---- ENTRIES

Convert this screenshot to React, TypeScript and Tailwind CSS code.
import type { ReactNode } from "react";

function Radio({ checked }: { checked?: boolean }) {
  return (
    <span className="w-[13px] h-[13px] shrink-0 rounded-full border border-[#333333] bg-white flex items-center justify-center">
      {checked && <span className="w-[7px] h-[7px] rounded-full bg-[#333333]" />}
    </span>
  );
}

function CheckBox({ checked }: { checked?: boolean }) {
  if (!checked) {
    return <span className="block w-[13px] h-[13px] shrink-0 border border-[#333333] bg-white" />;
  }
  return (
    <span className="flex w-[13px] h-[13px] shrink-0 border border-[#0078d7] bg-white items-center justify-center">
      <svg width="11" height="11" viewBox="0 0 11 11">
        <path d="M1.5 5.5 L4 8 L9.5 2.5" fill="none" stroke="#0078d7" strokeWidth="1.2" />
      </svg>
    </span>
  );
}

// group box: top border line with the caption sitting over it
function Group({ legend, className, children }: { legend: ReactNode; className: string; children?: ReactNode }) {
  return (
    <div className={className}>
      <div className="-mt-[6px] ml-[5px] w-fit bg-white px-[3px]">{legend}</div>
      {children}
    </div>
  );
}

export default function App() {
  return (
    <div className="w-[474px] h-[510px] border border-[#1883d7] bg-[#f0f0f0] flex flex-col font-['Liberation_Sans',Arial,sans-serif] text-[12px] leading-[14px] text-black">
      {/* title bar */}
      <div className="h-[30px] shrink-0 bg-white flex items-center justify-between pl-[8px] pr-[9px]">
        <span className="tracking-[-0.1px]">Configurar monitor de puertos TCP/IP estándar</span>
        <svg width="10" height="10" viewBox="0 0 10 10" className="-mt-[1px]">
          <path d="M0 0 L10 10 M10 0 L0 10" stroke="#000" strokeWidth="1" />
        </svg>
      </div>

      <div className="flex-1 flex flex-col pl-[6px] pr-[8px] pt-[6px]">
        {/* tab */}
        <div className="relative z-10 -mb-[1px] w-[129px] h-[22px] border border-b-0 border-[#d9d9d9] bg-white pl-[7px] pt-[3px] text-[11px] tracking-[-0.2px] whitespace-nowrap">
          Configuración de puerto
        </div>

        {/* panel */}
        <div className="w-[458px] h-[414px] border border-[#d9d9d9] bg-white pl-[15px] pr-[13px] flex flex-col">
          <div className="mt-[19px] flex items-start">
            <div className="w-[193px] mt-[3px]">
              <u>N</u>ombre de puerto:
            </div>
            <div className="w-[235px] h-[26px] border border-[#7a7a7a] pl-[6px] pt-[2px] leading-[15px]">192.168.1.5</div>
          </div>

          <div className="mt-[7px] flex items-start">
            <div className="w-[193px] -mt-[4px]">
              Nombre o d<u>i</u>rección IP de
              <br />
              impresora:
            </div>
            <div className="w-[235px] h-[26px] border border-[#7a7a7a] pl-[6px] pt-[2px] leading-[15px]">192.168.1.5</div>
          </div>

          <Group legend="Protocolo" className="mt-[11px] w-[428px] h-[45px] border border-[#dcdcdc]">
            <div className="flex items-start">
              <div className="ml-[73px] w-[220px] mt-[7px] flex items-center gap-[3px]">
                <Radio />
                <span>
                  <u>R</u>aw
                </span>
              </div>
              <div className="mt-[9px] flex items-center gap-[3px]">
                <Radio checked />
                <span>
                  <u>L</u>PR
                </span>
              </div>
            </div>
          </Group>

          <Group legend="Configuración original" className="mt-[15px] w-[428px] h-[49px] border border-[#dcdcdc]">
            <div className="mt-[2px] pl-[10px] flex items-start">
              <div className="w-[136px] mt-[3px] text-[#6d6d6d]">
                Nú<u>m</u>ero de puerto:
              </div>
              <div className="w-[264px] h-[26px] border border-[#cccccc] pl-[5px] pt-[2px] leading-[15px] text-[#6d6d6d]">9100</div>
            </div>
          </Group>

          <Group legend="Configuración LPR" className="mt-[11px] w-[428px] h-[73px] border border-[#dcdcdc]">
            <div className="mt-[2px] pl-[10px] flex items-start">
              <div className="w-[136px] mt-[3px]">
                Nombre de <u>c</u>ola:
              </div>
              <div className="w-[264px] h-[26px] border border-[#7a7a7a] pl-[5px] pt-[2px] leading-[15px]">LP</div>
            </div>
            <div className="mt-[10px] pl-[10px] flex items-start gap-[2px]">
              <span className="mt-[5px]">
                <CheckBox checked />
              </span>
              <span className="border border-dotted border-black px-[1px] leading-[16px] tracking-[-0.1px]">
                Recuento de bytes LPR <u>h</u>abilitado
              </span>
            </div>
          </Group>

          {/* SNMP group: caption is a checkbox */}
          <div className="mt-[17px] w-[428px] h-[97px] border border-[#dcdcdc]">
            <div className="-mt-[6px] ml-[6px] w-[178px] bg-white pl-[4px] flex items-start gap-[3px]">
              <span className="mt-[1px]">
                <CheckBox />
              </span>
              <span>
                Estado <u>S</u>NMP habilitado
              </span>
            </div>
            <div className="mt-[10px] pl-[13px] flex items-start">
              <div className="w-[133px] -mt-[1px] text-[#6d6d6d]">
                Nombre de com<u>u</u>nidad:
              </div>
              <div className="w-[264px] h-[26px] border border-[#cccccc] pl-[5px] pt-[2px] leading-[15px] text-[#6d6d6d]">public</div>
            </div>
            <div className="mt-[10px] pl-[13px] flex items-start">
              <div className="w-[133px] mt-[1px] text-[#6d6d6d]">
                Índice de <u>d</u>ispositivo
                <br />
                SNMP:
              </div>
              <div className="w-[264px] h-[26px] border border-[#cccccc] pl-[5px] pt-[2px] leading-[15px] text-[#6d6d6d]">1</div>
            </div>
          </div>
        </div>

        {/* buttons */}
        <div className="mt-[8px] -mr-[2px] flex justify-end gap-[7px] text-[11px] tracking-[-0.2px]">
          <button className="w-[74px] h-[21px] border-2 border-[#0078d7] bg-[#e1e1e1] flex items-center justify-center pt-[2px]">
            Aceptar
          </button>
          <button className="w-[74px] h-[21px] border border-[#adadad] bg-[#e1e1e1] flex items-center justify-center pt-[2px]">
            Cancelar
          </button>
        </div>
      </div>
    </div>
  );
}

--------
---- ENTRIES

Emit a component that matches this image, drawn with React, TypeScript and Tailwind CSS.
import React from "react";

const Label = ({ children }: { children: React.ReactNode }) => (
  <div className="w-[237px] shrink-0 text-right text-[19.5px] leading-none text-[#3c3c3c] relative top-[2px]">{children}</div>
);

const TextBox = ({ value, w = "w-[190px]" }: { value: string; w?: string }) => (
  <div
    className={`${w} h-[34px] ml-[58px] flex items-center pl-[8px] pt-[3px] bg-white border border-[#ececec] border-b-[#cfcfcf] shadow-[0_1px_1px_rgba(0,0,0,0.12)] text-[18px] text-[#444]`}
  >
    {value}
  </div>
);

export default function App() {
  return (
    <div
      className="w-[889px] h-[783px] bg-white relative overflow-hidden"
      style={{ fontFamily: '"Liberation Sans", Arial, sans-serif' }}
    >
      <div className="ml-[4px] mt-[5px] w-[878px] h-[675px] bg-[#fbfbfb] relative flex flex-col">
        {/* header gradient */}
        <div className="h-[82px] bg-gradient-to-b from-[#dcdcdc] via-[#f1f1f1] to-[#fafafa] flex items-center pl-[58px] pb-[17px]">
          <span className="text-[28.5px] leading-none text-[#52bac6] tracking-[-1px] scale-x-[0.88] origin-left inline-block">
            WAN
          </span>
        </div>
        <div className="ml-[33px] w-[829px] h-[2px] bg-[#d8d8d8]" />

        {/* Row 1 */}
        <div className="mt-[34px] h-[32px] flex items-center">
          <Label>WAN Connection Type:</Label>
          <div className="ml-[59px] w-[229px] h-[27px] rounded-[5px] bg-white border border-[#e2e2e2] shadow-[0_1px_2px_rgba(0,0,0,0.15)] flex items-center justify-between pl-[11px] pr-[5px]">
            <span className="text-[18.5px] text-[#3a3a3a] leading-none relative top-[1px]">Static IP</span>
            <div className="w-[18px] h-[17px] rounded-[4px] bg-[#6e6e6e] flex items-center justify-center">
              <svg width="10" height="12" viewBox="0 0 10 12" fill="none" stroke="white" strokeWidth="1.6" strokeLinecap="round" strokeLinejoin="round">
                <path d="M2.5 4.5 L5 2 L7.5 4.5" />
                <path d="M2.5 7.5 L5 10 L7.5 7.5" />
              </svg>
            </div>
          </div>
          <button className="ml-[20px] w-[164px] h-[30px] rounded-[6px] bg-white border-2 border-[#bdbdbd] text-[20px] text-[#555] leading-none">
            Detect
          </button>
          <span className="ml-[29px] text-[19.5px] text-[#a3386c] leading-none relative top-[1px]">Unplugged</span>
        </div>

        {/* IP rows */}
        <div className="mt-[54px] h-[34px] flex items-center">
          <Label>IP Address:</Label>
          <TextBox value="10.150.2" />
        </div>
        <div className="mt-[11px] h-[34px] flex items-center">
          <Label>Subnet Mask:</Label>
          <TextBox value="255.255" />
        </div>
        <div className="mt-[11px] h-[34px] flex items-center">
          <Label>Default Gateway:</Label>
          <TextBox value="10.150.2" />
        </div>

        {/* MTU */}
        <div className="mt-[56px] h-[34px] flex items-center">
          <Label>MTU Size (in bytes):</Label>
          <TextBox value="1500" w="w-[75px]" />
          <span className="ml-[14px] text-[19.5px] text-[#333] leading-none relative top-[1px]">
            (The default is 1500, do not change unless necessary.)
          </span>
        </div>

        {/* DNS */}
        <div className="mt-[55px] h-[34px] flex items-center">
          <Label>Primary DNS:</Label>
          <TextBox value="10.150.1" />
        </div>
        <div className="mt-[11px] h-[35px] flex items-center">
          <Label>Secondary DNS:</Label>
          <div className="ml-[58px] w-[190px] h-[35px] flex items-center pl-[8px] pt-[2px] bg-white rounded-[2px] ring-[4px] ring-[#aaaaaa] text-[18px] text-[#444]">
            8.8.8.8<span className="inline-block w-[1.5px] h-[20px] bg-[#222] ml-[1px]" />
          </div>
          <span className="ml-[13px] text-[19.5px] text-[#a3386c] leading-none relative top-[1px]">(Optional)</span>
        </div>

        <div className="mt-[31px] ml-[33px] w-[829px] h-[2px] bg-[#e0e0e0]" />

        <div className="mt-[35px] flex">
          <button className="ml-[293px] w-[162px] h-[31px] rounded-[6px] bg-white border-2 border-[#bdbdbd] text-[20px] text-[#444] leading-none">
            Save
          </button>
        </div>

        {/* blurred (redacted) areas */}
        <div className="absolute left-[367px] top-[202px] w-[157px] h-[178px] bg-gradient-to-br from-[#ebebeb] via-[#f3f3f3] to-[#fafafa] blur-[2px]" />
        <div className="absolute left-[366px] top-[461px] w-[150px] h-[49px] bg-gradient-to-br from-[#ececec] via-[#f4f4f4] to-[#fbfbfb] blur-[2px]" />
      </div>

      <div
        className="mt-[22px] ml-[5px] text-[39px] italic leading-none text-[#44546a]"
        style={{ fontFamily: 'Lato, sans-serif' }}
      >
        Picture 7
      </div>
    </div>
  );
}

--------
---- ENTRIES

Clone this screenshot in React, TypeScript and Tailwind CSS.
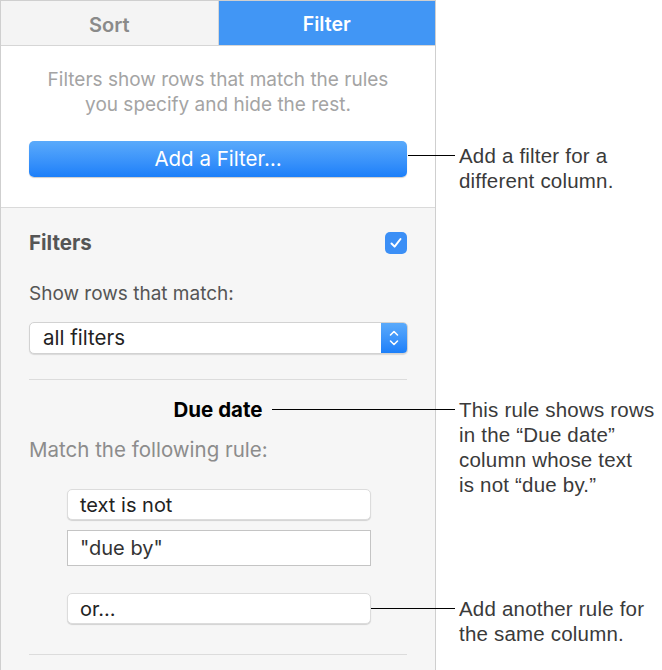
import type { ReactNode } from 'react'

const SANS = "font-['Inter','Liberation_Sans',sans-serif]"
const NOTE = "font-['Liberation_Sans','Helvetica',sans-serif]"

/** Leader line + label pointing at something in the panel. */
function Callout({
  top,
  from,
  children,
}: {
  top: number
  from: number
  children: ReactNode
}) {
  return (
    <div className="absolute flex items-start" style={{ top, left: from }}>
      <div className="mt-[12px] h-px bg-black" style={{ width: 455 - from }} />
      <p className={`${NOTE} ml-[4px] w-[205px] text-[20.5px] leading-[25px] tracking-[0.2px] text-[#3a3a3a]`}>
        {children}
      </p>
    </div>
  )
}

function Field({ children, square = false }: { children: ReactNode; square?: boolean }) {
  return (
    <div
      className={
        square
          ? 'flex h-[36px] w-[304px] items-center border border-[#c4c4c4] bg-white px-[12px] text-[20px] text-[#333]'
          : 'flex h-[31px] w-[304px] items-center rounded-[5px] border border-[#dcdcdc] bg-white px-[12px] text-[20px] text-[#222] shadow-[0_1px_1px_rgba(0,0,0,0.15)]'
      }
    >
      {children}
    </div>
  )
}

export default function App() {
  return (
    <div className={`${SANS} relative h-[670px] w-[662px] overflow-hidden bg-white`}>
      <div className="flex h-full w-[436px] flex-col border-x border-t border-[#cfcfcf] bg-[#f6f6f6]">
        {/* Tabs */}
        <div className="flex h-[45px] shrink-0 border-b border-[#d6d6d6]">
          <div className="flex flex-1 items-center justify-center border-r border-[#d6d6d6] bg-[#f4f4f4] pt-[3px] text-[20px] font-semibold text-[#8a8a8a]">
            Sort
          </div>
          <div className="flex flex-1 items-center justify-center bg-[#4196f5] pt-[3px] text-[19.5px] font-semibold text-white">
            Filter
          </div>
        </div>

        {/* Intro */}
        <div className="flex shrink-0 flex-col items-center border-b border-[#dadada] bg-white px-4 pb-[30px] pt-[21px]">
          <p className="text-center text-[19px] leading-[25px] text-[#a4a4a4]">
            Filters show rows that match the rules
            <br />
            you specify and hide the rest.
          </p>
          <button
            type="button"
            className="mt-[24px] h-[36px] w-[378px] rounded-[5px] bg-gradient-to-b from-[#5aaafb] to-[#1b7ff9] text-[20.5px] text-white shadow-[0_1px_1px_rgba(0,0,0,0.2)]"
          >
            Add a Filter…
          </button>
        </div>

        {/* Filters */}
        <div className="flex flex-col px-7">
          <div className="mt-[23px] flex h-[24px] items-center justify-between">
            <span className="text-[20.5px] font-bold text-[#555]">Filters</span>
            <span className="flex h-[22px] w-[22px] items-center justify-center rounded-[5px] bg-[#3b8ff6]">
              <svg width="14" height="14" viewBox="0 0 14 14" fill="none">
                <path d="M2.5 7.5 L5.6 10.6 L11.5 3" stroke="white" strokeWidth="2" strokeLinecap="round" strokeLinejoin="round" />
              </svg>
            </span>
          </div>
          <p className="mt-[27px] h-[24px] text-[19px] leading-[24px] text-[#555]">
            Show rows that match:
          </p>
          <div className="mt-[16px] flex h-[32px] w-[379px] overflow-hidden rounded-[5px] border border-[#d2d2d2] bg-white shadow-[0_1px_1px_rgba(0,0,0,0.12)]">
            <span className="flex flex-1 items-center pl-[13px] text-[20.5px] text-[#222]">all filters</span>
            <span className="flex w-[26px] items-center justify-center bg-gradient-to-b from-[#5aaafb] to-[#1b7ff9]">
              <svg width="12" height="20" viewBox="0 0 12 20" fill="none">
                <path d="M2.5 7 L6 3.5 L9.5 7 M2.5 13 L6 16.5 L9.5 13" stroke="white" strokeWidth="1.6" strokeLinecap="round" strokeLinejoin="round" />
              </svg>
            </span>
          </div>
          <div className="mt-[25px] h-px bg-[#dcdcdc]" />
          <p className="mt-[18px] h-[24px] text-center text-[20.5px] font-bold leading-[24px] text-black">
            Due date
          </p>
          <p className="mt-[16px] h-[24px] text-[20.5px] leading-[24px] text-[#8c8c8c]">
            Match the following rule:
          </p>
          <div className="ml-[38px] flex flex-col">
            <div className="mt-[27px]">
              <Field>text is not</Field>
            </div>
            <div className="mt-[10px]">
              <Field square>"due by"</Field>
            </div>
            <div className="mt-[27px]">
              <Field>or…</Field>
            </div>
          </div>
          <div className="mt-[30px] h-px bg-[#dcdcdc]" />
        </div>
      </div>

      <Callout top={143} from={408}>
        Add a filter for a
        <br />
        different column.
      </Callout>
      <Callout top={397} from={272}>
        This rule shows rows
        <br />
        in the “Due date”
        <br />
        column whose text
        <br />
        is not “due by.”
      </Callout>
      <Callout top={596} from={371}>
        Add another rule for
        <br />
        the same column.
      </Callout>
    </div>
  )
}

--------

PROBLEM STATEMENT. Every line holding "with" should be copied out.

FULL RESPONSE.
// group box: top border line with the caption sitting over it
Emit a component that matches this image, drawn with React, TypeScript and Tailwind CSS.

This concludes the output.